*** Available data

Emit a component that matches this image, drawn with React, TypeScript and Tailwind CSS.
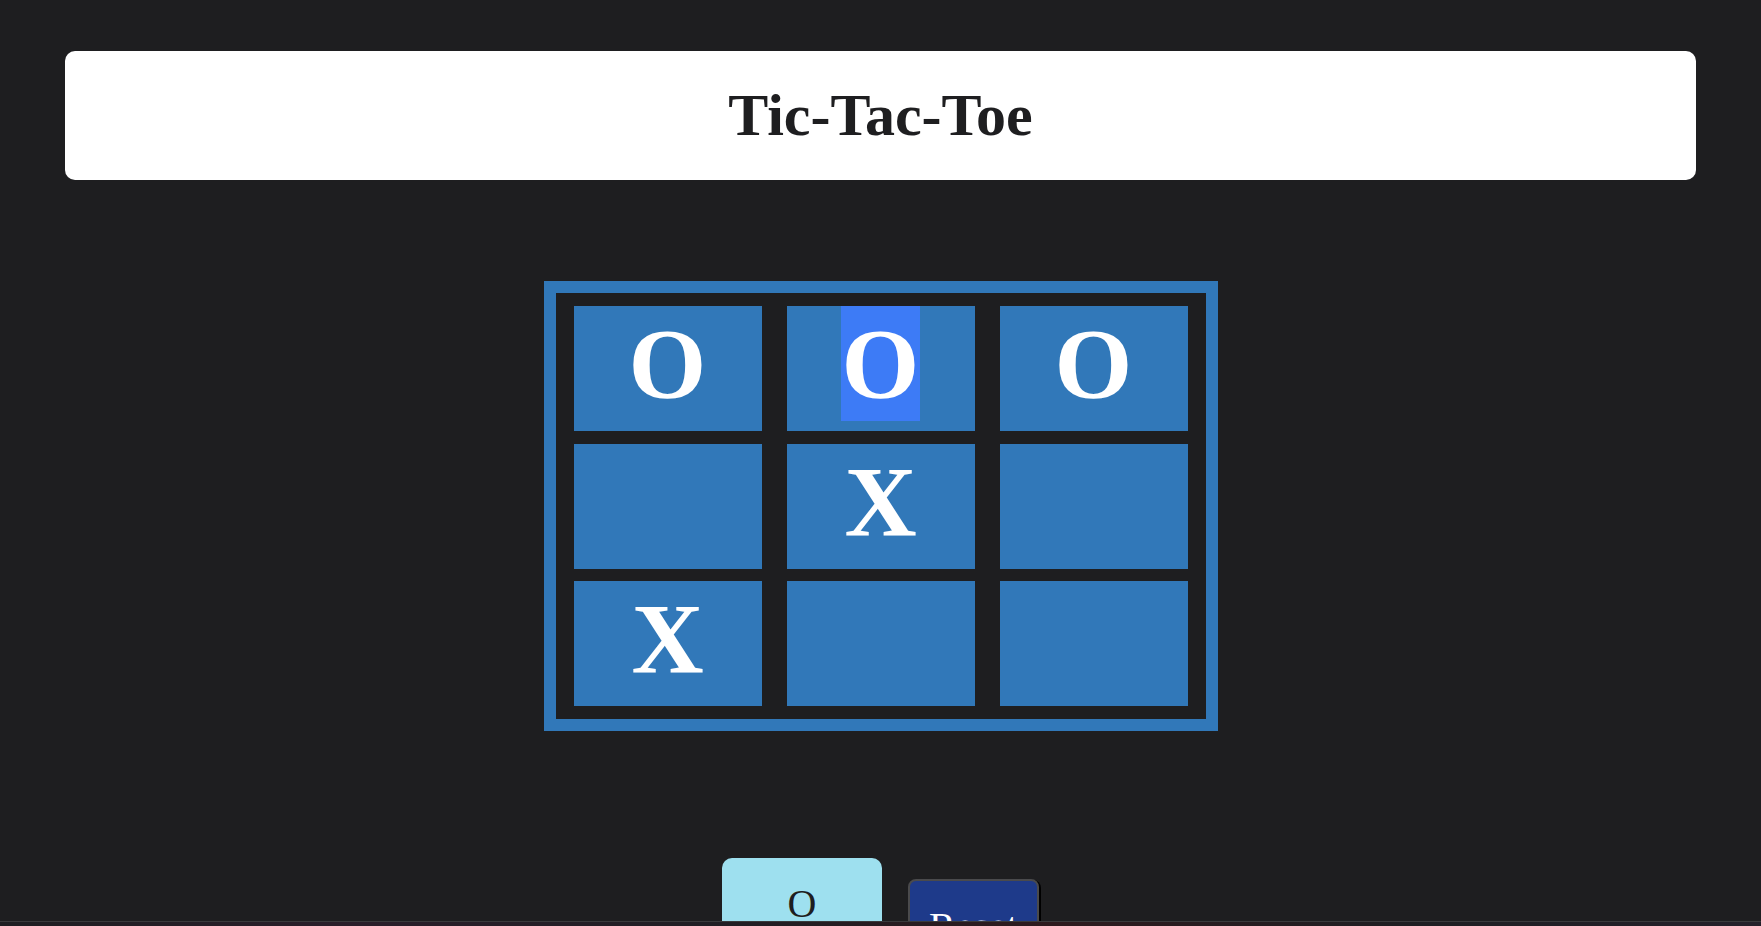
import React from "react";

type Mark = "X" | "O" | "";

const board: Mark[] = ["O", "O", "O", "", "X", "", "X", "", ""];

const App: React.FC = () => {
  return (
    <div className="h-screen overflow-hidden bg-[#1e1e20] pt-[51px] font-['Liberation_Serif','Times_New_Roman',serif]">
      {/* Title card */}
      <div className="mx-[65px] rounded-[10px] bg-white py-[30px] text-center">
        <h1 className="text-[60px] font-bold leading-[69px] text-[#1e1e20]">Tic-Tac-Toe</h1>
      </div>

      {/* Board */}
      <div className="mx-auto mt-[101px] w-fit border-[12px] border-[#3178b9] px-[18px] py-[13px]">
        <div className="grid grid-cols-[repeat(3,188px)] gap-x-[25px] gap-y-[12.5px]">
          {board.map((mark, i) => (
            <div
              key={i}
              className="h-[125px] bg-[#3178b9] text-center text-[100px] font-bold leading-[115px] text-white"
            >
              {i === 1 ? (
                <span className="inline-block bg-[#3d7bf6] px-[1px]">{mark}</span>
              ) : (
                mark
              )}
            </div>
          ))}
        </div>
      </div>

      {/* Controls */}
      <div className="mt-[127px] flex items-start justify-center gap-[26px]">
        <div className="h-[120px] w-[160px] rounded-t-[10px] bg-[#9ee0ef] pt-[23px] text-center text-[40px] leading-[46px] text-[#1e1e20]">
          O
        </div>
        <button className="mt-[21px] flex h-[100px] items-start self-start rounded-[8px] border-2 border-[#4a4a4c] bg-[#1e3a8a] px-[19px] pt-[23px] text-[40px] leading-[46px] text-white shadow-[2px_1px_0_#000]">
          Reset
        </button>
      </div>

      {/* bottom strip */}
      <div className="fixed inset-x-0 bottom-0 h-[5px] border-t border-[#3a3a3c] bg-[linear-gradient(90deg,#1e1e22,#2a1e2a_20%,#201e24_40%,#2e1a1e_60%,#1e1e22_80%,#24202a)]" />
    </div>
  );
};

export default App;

******

Request ->
In your copy of the listing above, reproduce each line exactly and omit all pictures.

Full answer ->
Emit a component that matches this image, drawn with React, TypeScript and Tailwind CSS.
import React from "react";

type Mark = "X" | "O" | "";

const board: Mark[] = ["O", "O", "O", "", "X", "", "X", "", ""];

const App: React.FC = () => {
  return (
    <div className="h-screen overflow-hidden bg-[#1e1e20] pt-[51px] font-['Liberation_Serif','Times_New_Roman',serif]">
      {/* Title card */}
      <div className="mx-[65px] rounded-[10px] bg-white py-[30px] text-center">
        <h1 className="text-[60px] font-bold leading-[69px] text-[#1e1e20]">Tic-Tac-Toe</h1>
      </div>

      {/* Board */}
      <div className="mx-auto mt-[101px] w-fit border-[12px] border-[#3178b9] px-[18px] py-[13px]">
        <div className="grid grid-cols-[repeat(3,188px)] gap-x-[25px] gap-y-[12.5px]">
          {board.map((mark, i) => (
            <div
              key={i}
              className="h-[125px] bg-[#3178b9] text-center text-[100px] font-bold leading-[115px] text-white"
            >
              {i === 1 ? (
                <span className="inline-block bg-[#3d7bf6] px-[1px]">{mark}</span>
              ) : (
                mark
              )}
            </div>
          ))}
        </div>
      </div>

      {/* Controls */}
      <div className="mt-[127px] flex items-start justify-center gap-[26px]">
        <div className="h-[120px] w-[160px] rounded-t-[10px] bg-[#9ee0ef] pt-[23px] text-center text-[40px] leading-[46px] text-[#1e1e20]">
          O
        </div>
        <button className="mt-[21px] flex h-[100px] items-start self-start rounded-[8px] border-2 border-[#4a4a4c] bg-[#1e3a8a] px-[19px] pt-[23px] text-[40px] leading-[46px] text-white shadow-[2px_1px_0_#000]">
          Reset
        </button>
      </div>

      {/* bottom strip */}
      <div className="fixed inset-x-0 bottom-0 h-[5px] border-t border-[#3a3a3c] bg-[linear-gradient(90deg,#1e1e22,#2a1e2a_20%,#201e24_40%,#2e1a1e_60%,#1e1e22_80%,#24202a)]" />
    </div>
  );
};

export default App;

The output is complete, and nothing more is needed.